Barlow: We do because – this goes back to the musicians staying overnight – because most musicians stay here when they come here, at the very least one night. It's something for them to do at night, and it's become quite incredibly successful. We also use it as an opportunity for our Rising Young Star and the young musicians who are here – because every summer we also bring out post-secondary school musicians from Humber and York University and the University of Toronto. We provide them with paid performance opportunities. So they're here and they're sticking around, so they come and play. And it's a really great opportunity for the younger players to interact with the older, more professional players. You get Guido Basso coming in to play a few tunes, and there's some kid who's 20 years old who's at U of T playing with him.

So those are really important for all of us. And it's amazing what happens. We'll be doing the jam session – and there's a line-up to get in every night for that. I remember one year that people were thinking Ellis Marsalis might come by, because he was at the theatre. And he didn't, and he didn't, and he didn't, and so people were drifting off. It was getting around 1 o'clock at night, and all of the sudden Ellis and his whole entourage show up! And would not stop playing!

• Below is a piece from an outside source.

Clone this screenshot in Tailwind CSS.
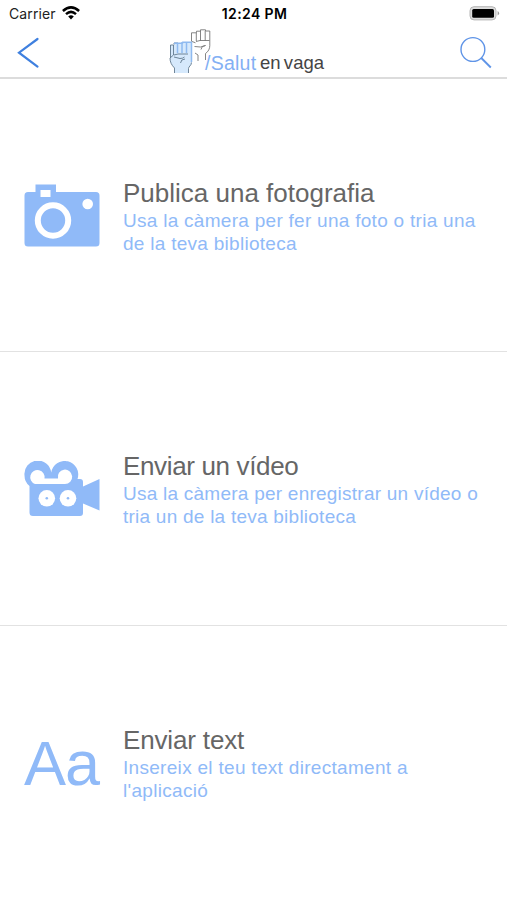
<!DOCTYPE html>
<html lang="ca">
<head>
<meta charset="utf-8">
<title>Salut en vaga</title>
<script src="https://cdn.jsdelivr.net/npm/@tailwindcss/browser@4"></script>
</head>
<body class="w-[507px] h-[900px] overflow-hidden bg-white flex flex-col font-['Liberation_Sans',sans-serif]">
<header class="h-[79px] shrink-0 border-b-2 border-[#dcdcdc] flex flex-col">
  <div class="h-[27px] grid grid-cols-3 items-center pl-[9px] pr-[7px] font-[Inter,sans-serif] text-[14px] text-[#222]">
    <div class="flex items-center gap-[6px]"><span class="tracking-[0.1px]">Carrier</span>
      <svg class="w-[18px] h-[14px] -mt-[2px]" viewBox="0 0 18 14" fill="none" stroke="#000" stroke-width="2.5"><path d="M.9 5Q9-2.3 17.1 5M4 8.1q5-4.4 10 0"/><path d="M6.2 10.5q2.8-2.3 5.6 0L9 13.4z" fill="#000" stroke="none"/></svg>
    </div>
    <span class="text-center font-semibold text-black tracking-[0.4px] whitespace-nowrap">12:24 PM</span>
    <svg class="w-[31px] h-[16px] justify-self-end" viewBox="0 0 31 16"><rect x="1" y=".7" width="26" height="13.200" rx="4" fill="#ddd" stroke="#b5b5b5"/><rect x="3.200" y="3" width="21.800" height="8.700" rx="1.500" fill="#000"/><path d="M28.600 5q3 2.200 0 4.600z" fill="#999"/></svg>
  </div>
  <div class="h-[50px] flex items-start">
    <svg class="w-[50px] h-[50px] ml-[4px]" viewBox="4 27 50 50" fill="none" stroke="#3f80df" stroke-width="2.2" stroke-linecap="round"><path d="M37.500 39 19 52.700 37.500 66.700"/></svg>
    <svg class="w-[46px] h-[50px] ml-[112px] shrink-0" viewBox="166 27 46 50" fill="none" stroke="#777" stroke-width=".9" stroke-linejoin="round">
      <path fill="#fff" d="M205.500 60v-6.500c3-2 4.300-5 4.300-8V31h-4.300v-1.200h-5v1.400h-4v1.600h-5v8.500l4 1.500"/>
      <path d="M196.300 33v8M200.500 31v10M205.200 31v10M196 41.500l4-1h9.500M194.500 46.500l6 .5 5-1.500M205.500 45.500q-4 0-4.500 4M195 53l3 2v6"/>
      <path fill="#d6e9fc" stroke="none" d="M174.500 73v-5c-3-3-4.500-6-4.500-10V45h4v-2h17.500v19.500c0 3-3 4-3 6V73z"/>
      <path stroke="#62798d" d="M174.500 73v-5c-3-3-4.500-6-4.500-10l3.500-3V45h-3v13M174 44.500v-1.500h4M188.500 73v-4.500c0-2 3-3 3-6M174 55l4-1h10M174 57l6 1.500q3 0 4.500-1.500M185 59q-4 0-4.500 4"/>
      <path stroke="#8fbaf0" stroke-width="1.500" d="M177.500 43v10M182 42v11M186.500 42v11M174 43.200h8.500v-1h9V62"/>
    </svg>
    <div class="-ml-[7px] mt-[25px] w-[121px] h-[22px] leading-[22px] flex whitespace-nowrap text-[18.500px]"><span class="w-[55px] text-[#83b0f4] text-[19.500px] tracking-[0.250px]">/Salut</span><span class="text-[#444] tracking-[0.050px] [word-spacing:-2px]">en vaga</span></div>
    <svg class="w-[40px] h-[50px] ml-auto mr-[11px]" viewBox="456 27 40 50" fill="none" stroke="#5f94e7" stroke-width="1.400"><circle cx="472.900" cy="49.500" r="11.900"/><path stroke-width="1.900" d="m481.300 58 9.500 9.500"/></svg>
  </div>
</header>
<main>
  <section class="h-[273px] border-b border-[#e2e2e2] flex">
    <svg class="w-[76px] h-[64px] ml-[24px] mt-[104px] shrink-0" viewBox="24 183 76 64" fill="#90baf8"><path fill-rule="evenodd" d="M35.500 184.500H56V192H96q3.500 0 3.500 3.500V243q0 3.500-3.500 3.500H28q-3.500 0-3.500-3.500v-47.500q0-3.500 3.500-3.500h7.500zM40.500 190v7h10v-7z"/><circle cx="53" cy="220.500" r="15.200" fill="none" stroke="#fff" stroke-width="6"/><circle cx="87.700" cy="204" r="5.300" fill="#fff"/></svg>
    <div class="ml-[23px] mt-[99px] whitespace-nowrap"><h2 class="h-[32px] leading-[30px] text-[26px] text-[#666]">Publica una fotografia</h2><p class="leading-[22.500px] text-[19px] tracking-[0.280px] text-[#90baf8]">Usa la càmera per fer una foto o tria una<br>de la teva biblioteca</p></div>
  </section>
  <section class="h-[274px] border-b border-[#e2e2e2] flex">
    <svg class="w-[76px] h-[56px] ml-[24px] mt-[109px] shrink-0" viewBox="24 461 76 56" fill="#90baf8"><path d="M24.500 475.500a13.300 13.300 0 0 1 26.700-3 13.600 13.600 0 1 1 26.300 6.500H80q3 0 3 3v4.500l16.500-7.500v31.500L83 503.500v9.500q0 3-3 3H33q-3.500 0-3.500-3.500V486q-5-4-5-10.500"/><path fill="#fff" d="M35 484a7.200 7.200 0 1 1 9.500-5.500h13.500A7.200 7.200 0 1 1 65 484z"/><circle cx="46.800" cy="498.300" r="8.300" fill="#fff"/><circle cx="68" cy="498.300" r="8.300" fill="#fff"/><circle cx="46.800" cy="498.300" r="1.300"/><circle cx="68" cy="498.300" r="1.300"/></svg>
    <div class="ml-[23px] mt-[99px] whitespace-nowrap"><h2 class="h-[32px] leading-[30px] text-[26px] tracking-[-0.350px] text-[#666]">Enviar un vídeo</h2><p class="leading-[22.500px] text-[19px] tracking-[0.240px] text-[#90baf8]">Usa la càmera per enregistrar un vídeo o<br>tria un de la teva biblioteca</p></div>
  </section>
  <section class="h-[274px] flex">
    <div class="w-[76px] ml-[24px] mt-[99px] leading-[76px] text-[63px] tracking-[-1px] text-[#90baf8] shrink-0 whitespace-nowrap">Aa</div>
    <div class="ml-[23px] mt-[99px] whitespace-nowrap"><h2 class="h-[32px] leading-[30px] text-[26px] tracking-[-0.150px] text-[#666]">Enviar text</h2><p class="leading-[22.500px] text-[19px] tracking-[0.300px] text-[#90baf8]">Insereix el teu text directament a<br>l'aplicació</p></div>
  </section>
</main>
</body>
</html>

Same with all the guys from New York when we had Louis Hayes and Jeremy Pelt and all those guys. They came over and I think they had more fun – they may have even played better – at the jam session than they did at the concert! Is your audience now more attracted by the jam sessions?

Barlow: They've always been. It's right next door to the theatre. You don't have to get in your car, so you just walk out the theatre and down the street. So that's appealing to people.

I just find the musicians really love it. And there's just something about playing in that kind of environment. Everybody's been on stage and people come off it with a set show or something that's organized and rehearsed, that they've been doing on tour. And so to come next door and just get up on stage and play is just kind of fun for a lot of people. Where does your audience come from?

Barlow: It used to be that the majority of our audience was from this area. We've been able to do some incredible surveying of the audience, we now know that 60% of our audience comes from outside this area. That is Ottawa, Kingston, Montreal, Toronto. That's increasing every year. Do you attract people from the States as well?

Barlow: Yes, we do. We find that we have some regulars that come all the time. Those numbers go up and down depending on the Canadian dollar. Where do you think the Prince Edward County Jazz Festival is going to go from here?

Barlow: I'm not sure we'll expand. For our 10th anniversary, we did expand and we included two weekends and that was fine. But I want to just see us continue to develop the way we have been, and including especially encouraging young people to be involved. I think that's important.

There are new events every year. So I like that. We use different locations every year for things. There's so much out here and it's developing so much that a lot of what we will do will be determined by what happens in the County. New hotels are opening, new restaurants are opening all the time, and we're involved with all of them. A distillery opened a few years ago and their first year we did a lot of work with them. I think those things will dictate what we do.

We will continue to just try and provide the best-quality jazz we can provide to our audience, and try and keep our ticket prices as low as possible. I think those are two good things.